Z-Image
Qwen3 text encoder with a flow-matching transformer using 3D RoPE positional encoding. Excellent quality at just 9 steps.
- Developer: Z-Potentials
- License: Apache 2.0
- HuggingFace: Z-Potentials/Z-Image-v1-Turbo
Variants
| Model | Steps | Size | Notes |
|---|---|---|---|
z-image-turbo:q8 | 9 | 6.6 GB | Fast, great |
z-image-turbo:q6 | 9 | 5.3 GB | Best quality/size |
z-image-turbo:q4 | 9 | 3.8 GB | Lighter |
z-image-turbo:bf16 | 9 | 12.2 GB | Full precision |
Defaults
- Resolution: 1024x1024
- Guidance: 0.0
- Steps: 9
Recommended Dimensions
| Width | Height | Aspect Ratio |
|---|---|---|
| 1024 | 1024 | 1:1 (native) |
| 1024 | 768 | 4:3 |
| 768 | 1024 | 3:4 |
Using non-recommended dimensions will trigger a warning.

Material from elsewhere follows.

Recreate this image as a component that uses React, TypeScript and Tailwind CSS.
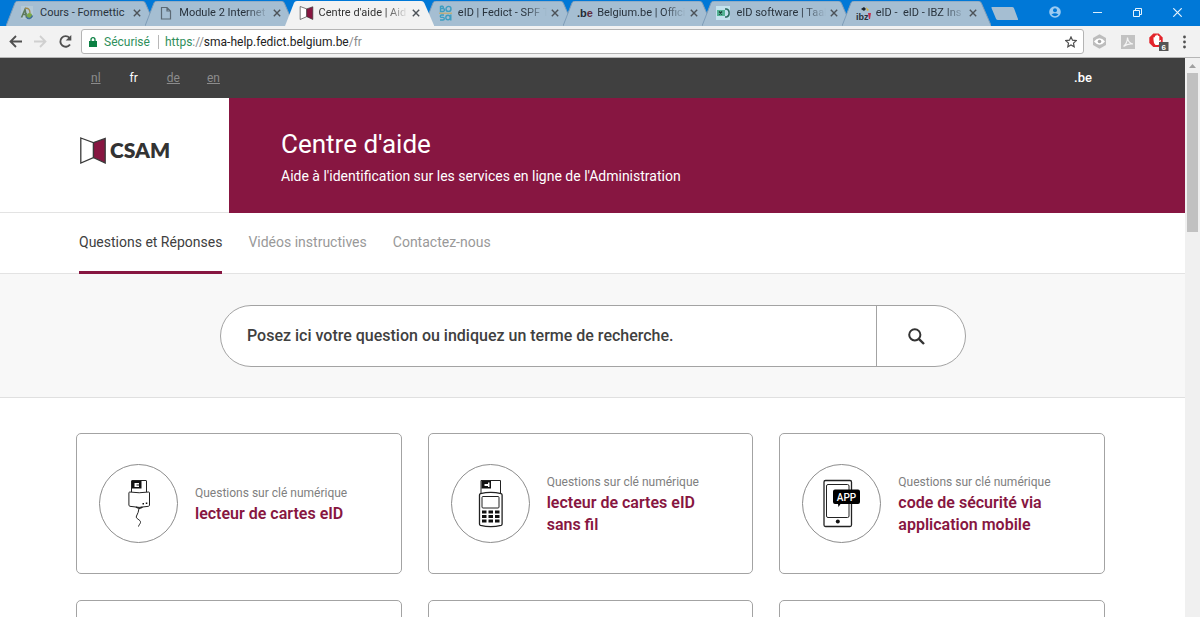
import React, { useState } from "react";

const tabs = [
  { id: "formettic", title: "Cours - Formettic" },
  { id: "module", title: "Module 2 Internet" },
  { id: "csam", title: "Centre d'aide | Aid" },
  { id: "bosa", title: "eID | Fedict - SPF T" },
  { id: "be", title: "Belgium.be | Offici" },
  { id: "eid", title: "eID software | Taal" },
  { id: "ibz", title: "eID -  eID - IBZ Ins" },
];

const languages = ["nl", "fr", "de", "en"];

const pages = ["Questions et Réponses", "Vidéos instructives", "Contactez-nous"];

const cards = [
  { icon: "usb", title: "lecteur de cartes eID" },
  { icon: "reader", title: "lecteur de cartes eID sans fil" },
  { icon: "app", title: "code de sécurité via application mobile" },
];

function Book({ className }: { className: string }) {
  return (
    <svg className={className} viewBox="0 0 26 27" aria-hidden="true">
      <path d="M.8 1 13.500 5.600V20.500L.8 26z" fill="#fff" stroke="#3a3a3a" strokeWidth="1.300" />
      <path d="M13.500 5.600 25.200 1.500v24.500L13.500 20.500z" fill="#871641" stroke="#3a3a3a" strokeWidth="1.300" />
    </svg>
  );
}

function Favicon({ id }: { id: string }) {
  if (id === "csam") return <Book className="mr-px h-[14px] w-[15px] shrink-0" />;
  return (
    <svg className="h-4 w-4 shrink-0" viewBox="0 0 16 16" aria-hidden="true">
      {id === "formettic" && (
        <>
          <path d="M1 1h12v13H1z" fill="#b4c9d6" />
          <path d="M1.500 12.500 5 4.500l1.500 8M3.500 9.500 7 9" fill="none" stroke="#5d7a5c" strokeWidth="1.600" />
          <path d="M5 3.500c3-1 5 1 5 4.500" fill="none" stroke="#a08a4c" strokeWidth="1.300" />
          <circle cx="9.500" cy="10.500" r="2.600" fill="#7aa848" />
          <path d="M6.500 12c1.500 2.500 5 2 6-1.500" fill="none" stroke="#3f6f98" strokeWidth="1.500" />
        </>
      )}
      {id === "module" && (
        <path
          d="M2.500 2.500h5.500l3.500 3.500v8h-9zM8 2.500v3.500h3.500"
          fill="none"
          stroke="#5c6a75"
          strokeWidth="1.200"
        />
      )}
      {id === "bosa" && (
        <>
          <g fill="none" stroke="#3d9dc0" strokeWidth="1.400">
            <path d="M2.500 1v5.500h2.500a1.300 1.300 0 0 0 0-3H2.500M2.500 1.200h2a1.200 1.200 0 0 1 0 2.300" />
            <circle cx="10.500" cy="3.900" r="2.500" />
            <path d="M6 10H3.500a1 1 0 0 0 0 2.400H5A1.200 1.200 0 0 1 5 15H2" />
            <circle cx="10" cy="12.500" r="2.200" />
            <path d="M12.800 9.500V15.500" />
          </g>
          <path d="M1 8.200h13" stroke="#c9a95b" strokeWidth="1" />
        </>
      )}
      {id === "be" && (
        <text x="0" y="12" fontFamily="Liberation Sans" fontWeight="700" fontSize="11">
          <tspan fill="#222c36">.</tspan>
          <tspan fill="#222c36">b</tspan>
          <tspan fill="#5f2c40">e</tspan>
        </text>
      )}
      {id === "eid" && (
        <>
          <path d="M0 1h14v14H0z" fill="#c4e2ee" />
          <path d="M1 5h8v6H1z" fill="#54b394" />
          <path d="m3 6.500 3 3M6 6.500l-3 3" stroke="#183e38" strokeWidth="1.300" />
          <path d="M9 4h1.500c3.500.5 3.500 7.500 0 8H9" fill="none" stroke="#2b6b5e" strokeWidth="1.500" />
        </>
      )}
      {id === "ibz" && (
        <>
          <text x="0" y="15" fontFamily="Liberation Sans" fontWeight="700" fontSize="9" fill="#26323d">
            ibz
          </text>
          <path d="M5 4 8 2l2 2-2 2z" fill="#1c242c" />
          <path d="m10 2 3 3-2 1z" fill="#d9b23a" />
          <path d="M12 8h3l-1 6h-1z" fill="#c22e4c" />
        </>
      )}
    </svg>
  );
}

function CloseIcon() {
  return (
    <svg className="h-2 w-2" viewBox="0 0 8 8" aria-hidden="true">
      <path d="m.8.8 6.400 6.400M7.200.8.8 7.200" stroke="#4c5258" strokeWidth="1.400" />
    </svg>
  );
}

function TabStrip() {
  return (
    <div className="flex h-[26px] shrink-0 bg-[#0078d7] pl-1.5">
      <div className="flex min-w-0 flex-1 items-end pr-2.5">
        {tabs.map((tab) => {
          const active = tab.id === "csam";
          return (
            <div
              key={tab.id}
              className={`relative -mr-2.5 flex h-[25px] min-w-0 flex-1 items-center pr-3.5 pb-0.5 pl-3.5 ${active ? "z-10" : ""}`}
            >
              <svg
                className="absolute inset-0 h-full w-full"
                viewBox="0 0 150 25"
                preserveAspectRatio="none"
                aria-hidden="true"
              >
                <path d="M0 25 9 2q.8-2 3-2h125q2 0 3 2l10 23z" fill={active ? "#f2f2f2" : "#a5bed2"} />
                {!active && <path d="M0 25 9 2q.8-2 3-2h125q2 0 3 2l10 23" fill="none" stroke="#7e9db8" />}
              </svg>
              <span className="relative flex w-full min-w-0 items-center">
                <Favicon id={tab.id} />
                <span
                  className={`ml-1 min-w-0 flex-1 text-[11px] leading-4 whitespace-pre ${active ? "text-[#333]" : "text-[#28323c]"} ${tab.id === "formettic" ? "" : "[mask-image:linear-gradient(to_right,black_75%,transparent)]"}`}
                >
                  {tab.title}
                </span>
                <button type="button" aria-label="Fermer l'onglet" className="ml-1 shrink-0">
                  <CloseIcon />
                </button>
              </span>
            </div>
          );
        })}
      </div>
      <button type="button" aria-label="Nouvel onglet" className="h-[26px] w-[30px]">
        <svg className="h-[26px] w-[30px]" viewBox="0 0 30 26" aria-hidden="true">
          <path d="M1 7h20q1.500 0 2 1.300l4 10.700q.3 1-.7 1H7q-1.500 0-2-1.300L.5 8q-.3-1 .5-1z" fill="#a5bed2" />
        </svg>
      </button>
      <div className="flex w-[179px] items-center pb-0.5 pl-[25px]">
        <button type="button" aria-label="Profil" className="w-[17px]">
          <svg className="mx-auto h-3 w-3" viewBox="0 0 12 12" aria-hidden="true">
            <circle cx="6" cy="6" r="5.800" fill="#9ccbf1" />
            <circle cx="6" cy="4.200" r="2" fill="#0078d7" />
            <path d="M2.500 8.500q3.500-2.500 7 0-3.500 3.500-7 0z" fill="#0078d7" />
          </svg>
        </button>
        <button type="button" aria-label="Réduire" className="ml-6 w-5">
          <svg className="mx-auto h-3 w-[9px]" viewBox="0 0 9 12" aria-hidden="true">
            <path d="M0 6.500h9" stroke="#dceefb" />
          </svg>
        </button>
        <button type="button" aria-label="Restaurer" className="ml-5 w-5">
          <svg className="mx-auto h-[9px] w-[9px]" viewBox="0 0 9 9" fill="none" stroke="#e8f4fd" aria-hidden="true">
            <path d="M.5 2.500h6v6h-6zM2.500 2V.5h6v6H7" />
          </svg>
        </button>
        <button type="button" aria-label="Fermer" className="ml-5 w-5">
          <svg className="mx-auto h-[9px] w-[9px]" viewBox="0 0 9 9" stroke="#e8f4fd" aria-hidden="true">
            <path d="m.3.3 8.400 8.400M8.700.3.3 8.700" strokeWidth="1.200" />
          </svg>
        </button>
      </div>
    </div>
  );
}

function Toolbar() {
  const [url, setUrl] = useState("https://sma-help.fedict.belgium.be/fr");
  const rest = url.replace("https://", "");

  return (
    <div className="flex h-8 shrink-0 items-center border-b border-[#b6b6b6] bg-[#f2f2f2]">
      <div className="flex w-[81px] shrink-0 items-center gap-2.5 pl-2">
        <button type="button" aria-label="Précédent">
          <svg className="h-[15px] w-[15px]" viewBox="0 0 15 15" fill="none" stroke="#505050" strokeWidth="1.800">
            <path d="M14 7.500H2.500M8 2 2.500 7.500 8 13" />
          </svg>
        </button>
        <button type="button" aria-label="Suivant" disabled>
          <svg className="h-[15px] w-[15px]" viewBox="0 0 15 15" fill="none" stroke="#d0d0d0" strokeWidth="1.800">
            <path d="M1 7.500h11.500M7 2l5.500 5.500L7 13" />
          </svg>
        </button>
        <button type="button" aria-label="Actualiser">
          <svg className="h-[15px] w-[15px]" viewBox="0 0 15 15">
            <path d="M12 10.500A5.300 5.300 0 1 1 11.500 3.800" fill="none" stroke="#505050" strokeWidth="1.900" />
            <path d="M13.300 1v5.600H7.700z" fill="#505050" />
          </svg>
        </button>
      </div>
      <div className="flex h-[25px] min-w-0 flex-1 items-center rounded-[3px] border border-[#b4b4b4] bg-white pr-1.5 pl-[7px] text-[12px] leading-4">
        <svg className="h-[10px] w-2 shrink-0" viewBox="0 0 8 10" aria-hidden="true">
          <path d="M0 4h8v6H0z" fill="#0b8043" />
          <path d="M2 4.500V2.700a2 2 0 0 1 4 0v1.800" fill="none" stroke="#0b8043" strokeWidth="1.300" />
        </svg>
        <span className="ml-[7px] text-[#2f8f5b]">Sécurisé</span>
        <span className="mr-1.5 ml-2 h-3.5 w-px bg-[#b8b8b8]" />
        <label className="relative min-w-0 flex-1">
          <span aria-hidden="true" className="block whitespace-pre">
            <span className="text-[#2f8f5b]">https</span>
            <span className="text-[#8a8a8a]">://</span>
            <span className="text-[#222]">{rest.split("/")[0]}</span>
            <span className="text-[#8a8a8a]">{rest.slice(rest.split("/")[0].length)}</span>
          </span>
          <input
            aria-label="Adresse"
            value={url}
            onChange={(e) => setUrl(e.target.value)}
            className="absolute inset-0 w-full bg-transparent text-transparent caret-black outline-none"
          />
        </label>
        <button type="button" aria-label="Ajouter aux favoris">
          <svg className="h-3 w-3" viewBox="0 0 12 12" fill="none" stroke="#505050" strokeWidth="1.200">
            <path d="m6 .9 1.500 3.300 3.700.4-2.700 2.500.7 3.700L6 9 2.800 10.800l.7-3.700L.8 4.600l3.700-.4z" />
          </svg>
        </button>
      </div>
      <div className="flex w-[116px] shrink-0 items-center pl-2">
        <button type="button" aria-label="Extension de confidentialité">
          <svg className="h-[15px] w-[15px]" viewBox="0 0 15 15">
            <path d="M7.500.3 14 4v7l-6.500 3.700L1 11V4z" fill="#bdbdbd" />
            <path d="M2 7.500q5.500-6.500 11 0-5.500 6.500-11 0z" fill="#fff" />
            <circle cx="7.500" cy="7.500" r="1.800" fill="#a8a8a8" />
          </svg>
        </button>
        <button type="button" aria-label="Adobe Acrobat" className="ml-3.5">
          <svg className="h-3.5 w-3.5" viewBox="0 0 14 14">
            <path d="M0 0h14v14H0z" fill="#c2c2c2" />
            <path
              d="M2.500 11.500Q6.500 8 6.500 2.500 7 8 12 9 7 8 2.500 11.500z"
              fill="none"
              stroke="#f4f4f4"
              strokeWidth="1.200"
            />
          </svg>
        </button>
        <button type="button" aria-label="Bloqueur de publicités" className="ml-3.5">
          <svg className="h-[19px] w-5" viewBox="0 0 20 19">
            <path d="M4.300 1.500h5.400l4 4v5.500l-4 4H4.300l-4-4V5.500z" fill="#e3242b" />
            <path d="M4.500 8V5.500q.7-1 1.400 0V4q.7-1 1.400 0V3q.8-1 1.500 0v1q.8-.8 1.500.2V9l1-1q1 0 .7 1L9.500 13H6.500Q4.500 11.500 4.500 8z" fill="#fff" />
            <path d="M10 10h9.500v9H10z" fill="#555" />
            <text x="12.500" y="17.500" fontFamily="Liberation Sans" fontSize="8" fontWeight="700" fill="#fff">
              6
            </text>
          </svg>
        </button>
        <button type="button" aria-label="Menu" className="ml-3.5">
          <svg className="h-3.5 w-[3px]" viewBox="0 0 3 14" fill="#505050">
            <circle cx="1.500" cy="2" r="1.400" />
            <circle cx="1.500" cy="7" r="1.400" />
            <circle cx="1.500" cy="12" r="1.400" />
          </svg>
        </button>
      </div>
    </div>
  );
}

function CardIcon({ icon }: { icon: string }) {
  return (
    <svg className="h-20 w-20 shrink-0" viewBox="0 0 80 80" fill="none" stroke="#222" aria-hidden="true">
      <circle cx="39.500" cy="39.500" r="39" stroke="#8c8c8c" />
      {icon === "usb" && (
        <>
          <path d="M32.500 28V17q0-.5.500-.5h14q.5 0 .5.500v11" />
          <path d="M33 17h9.500v7.500H33z" fill="#111" stroke="none" />
          <path d="M35.500 19H40v1.500h-2.500v1H40V23h-4.500z" fill="#fff" stroke="none" />
          <path d="M30.700 28q9.500 1.500 19 0 .8 0 .8 1v12q0 1-1 1.300-9.300 2.200-18.600 0-1-.3-1-1.300V29q0-1 .8-1z" />
          <path d="M43.500 39h1.500v1.500h-1.500zM46.800 38.500h1.500V40h-1.500z" fill="#111" stroke="none" />
          <path d="M37 43q3.500 2.500 6.500 0" strokeWidth="1.500" />
          <path d="M40 44.500q-.5 4-2.500 7.500c-1.500 3 4.500 3.500 4 6.500-.3 1.500-1.500 2-2 4" />
        </>
      )}
      {icon === "reader" && (
        <>
          <path d="M30 30V16.500h19.500V30" />
          <path d="M30.500 17h9.500v7.500h-9.500z" fill="#111" stroke="none" />
          <path d="M38.500 18.500v4.500H37v-1h-3.500v-2H37v-1.500z" fill="#fff" stroke="none" />
          <path
            d="M28.500 31q0-1 1-1.300 10.300-2.500 20.600 0 1 .3 1 1.300v29q0 1-1 1.300-10.300 2.500-20.600 0-1-.3-1-1.300z"
            fill="#fff"
            strokeWidth="1.300"
          />
          <rect x="31" y="32.500" width="17" height="11.500" rx="1" />
          <path
            d="M31 46.500h4.500v3H31zm6.500 0H42v3h-4.500zm6.500 0h4.500v3H44zM31 51h4.500v3H31zm6.500 0H42v3h-4.500zm6.500 0h4.500v3H44zM31 55.500h4.500v3H31zm6.500 0H42v3h-4.500zm6.500 0h4.500v3H44z"
            fill="#111"
            stroke="none"
          />
        </>
      )}
      {icon === "app" && (
        <>
          <rect x="22" y="16.500" width="27.500" height="46" rx="1.500" strokeWidth="1.300" />
          <rect x="24.500" y="20.500" width="22.500" height="33" rx="1.500" />
          <circle cx="35.800" cy="57.500" r="2" fill="#111" stroke="none" />
          <path
            d="M33 25.500h23q2 0 2 2V38q0 2-2 2H38.500L36.500 43l-.5-3h-3q-2 0-2-2V27.500q0-2 2-2z"
            fill="#000"
            stroke="none"
          />
          <text
            x="44.500"
            y="36.500"
            textAnchor="middle"
            fill="#fff"
            stroke="none"
            fontFamily="Roboto"
            fontWeight="500"
            fontSize="10"
          >
            APP
          </text>
        </>
      )}
    </svg>
  );
}

function HelpPage() {
  const [question, setQuestion] = useState("");

  return (
    <div className="min-w-0 flex-1 overflow-hidden bg-white">
      {/* Languages */}
      <div className="flex h-10 items-center justify-between bg-[#404040] pr-[93px] pl-[91px] text-[12px] text-[#8c8c8c]">
        <nav className="flex gap-[27px]">
          {languages.map((lang) => (
            <a key={lang} href={`/${lang}`} className={lang === "fr" ? "px-0.5 text-white" : "underline"}>
              {lang}
            </a>
          ))}
        </nav>
        <a href="https://www.belgium.be" className="text-[13px] font-medium text-white">
          .be
        </a>
      </div>

      {/* Logo and title */}
      <header className="flex h-[115px]">
        <a href="/" className="flex w-[229px] shrink-0 items-center gap-1 border-b border-[#e3e3e3] pb-2.5 pl-20">
          <Book className="h-[27px] w-[26px]" />
          <span className="font-['Lato',sans-serif] text-[21px] leading-6 font-extrabold text-[#333]">CSAM</span>
        </a>
        <div className="flex-1 bg-[#871641] pt-7 pl-[52px] text-white">
          <h1 className="text-[26px] leading-9">Centre d'aide</h1>
          <p className="mt-1 text-[14px] leading-5">
            Aide à l'identification sur les services en ligne de l'Administration
          </p>
        </div>
      </header>

      <nav className="flex h-[61px] gap-[26px] border-b border-[#e3e3e3] pl-[79px] text-[14px] text-[#999]">
        {pages.map((page, i) => (
          <a
            key={page}
            href="#"
            className={
              i === 0
                ? "-mb-px flex items-center border-b-3 border-[#871641] text-[#404040]"
                : "flex items-center pb-0.5"
            }
          >
            {page}
          </a>
        ))}
      </nav>

      {/* Search */}
      <section className="border-b border-[#e0e0e0] bg-[#f8f8f8] pt-[31px] pr-[219px] pb-[30px] pl-[220px]">
        <form
          onSubmit={(e) => e.preventDefault()}
          className="flex h-[62px] overflow-hidden rounded-full border border-[#a3a3a3] bg-white"
        >
          <input
            type="search"
            aria-label="Votre question"
            value={question}
            onChange={(e) => setQuestion(e.target.value)}
            placeholder="Posez ici votre question ou indiquez un terme de recherche."
            className="min-w-0 flex-1 pl-[26px] text-[16px] font-medium text-[#404040] outline-none placeholder:text-[#404040]"
          />
          <button
            type="submit"
            aria-label="Rechercher"
            className="flex w-[89px] items-center border-l border-[#a3a3a3] pl-[31px]"
          >
            <svg className="h-[17px] w-[17px]" viewBox="0 0 17 17" fill="none" stroke="#333">
              <circle cx="6.800" cy="6.800" r="5.600" strokeWidth="2" />
              <path d="m10.800 10.800 5.200 5.200" strokeWidth="2.400" />
            </svg>
          </button>
        </form>
      </section>

      <main className="grid grid-cols-3 gap-[26px] pt-[35px] pr-20 pl-[76px]">
        {[...cards, ...cards].map((card, i) => (
          <a
            key={i}
            href="#"
            className="flex h-[141px] items-center gap-4 rounded-[5px] border border-[#a3a3a3] pr-10 pl-[22px]"
          >
            {i < cards.length && (
              <>
                <CardIcon icon={card.icon} />
                <span>
                  <span className="block text-[12px] leading-5 text-[#808080]">Questions sur clé numérique</span>
                  <span className="block text-[16px] leading-[22px] font-semibold text-[#871641]">{card.title}</span>
                </span>
              </>
            )}
          </a>
        ))}
      </main>
    </div>
  );
}

export default function App() {
  return (
    <div className="flex h-screen flex-col overflow-hidden font-['Roboto',sans-serif]">
      <TabStrip />
      <Toolbar />
      <div className="flex min-h-0 flex-1">
        <HelpPage />
        {/* Scrollbar */}
        <div className="flex w-[15px] shrink-0 flex-col items-center bg-[#f0f0f0]">
          <svg className="h-[15px] w-[7px]" viewBox="0 0 7 15" aria-hidden="true">
            <path d="M0 10 3.500 6 7 10z" fill="#a0a0a0" />
          </svg>
          <div className="h-[159px] w-[11px] bg-[#c1c1c1]" />
        </div>
      </div>
    </div>
  );
}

All values must be multiples of 16.
Example
Z-Image Turbo — 9 steps, seed 777:
bash
mold run z-image-turbo:q8 "An astronaut floating through a bioluminescent underwater cave, reflections on the helmet visor, science fiction art" --seed 777
Notes
Z-Image uses a Qwen3 text encoder (BF16 or GGUF with auto-fallback). The quantized transformer is implemented directly in mold (not upstream candle) due to GGUF tensor naming differences.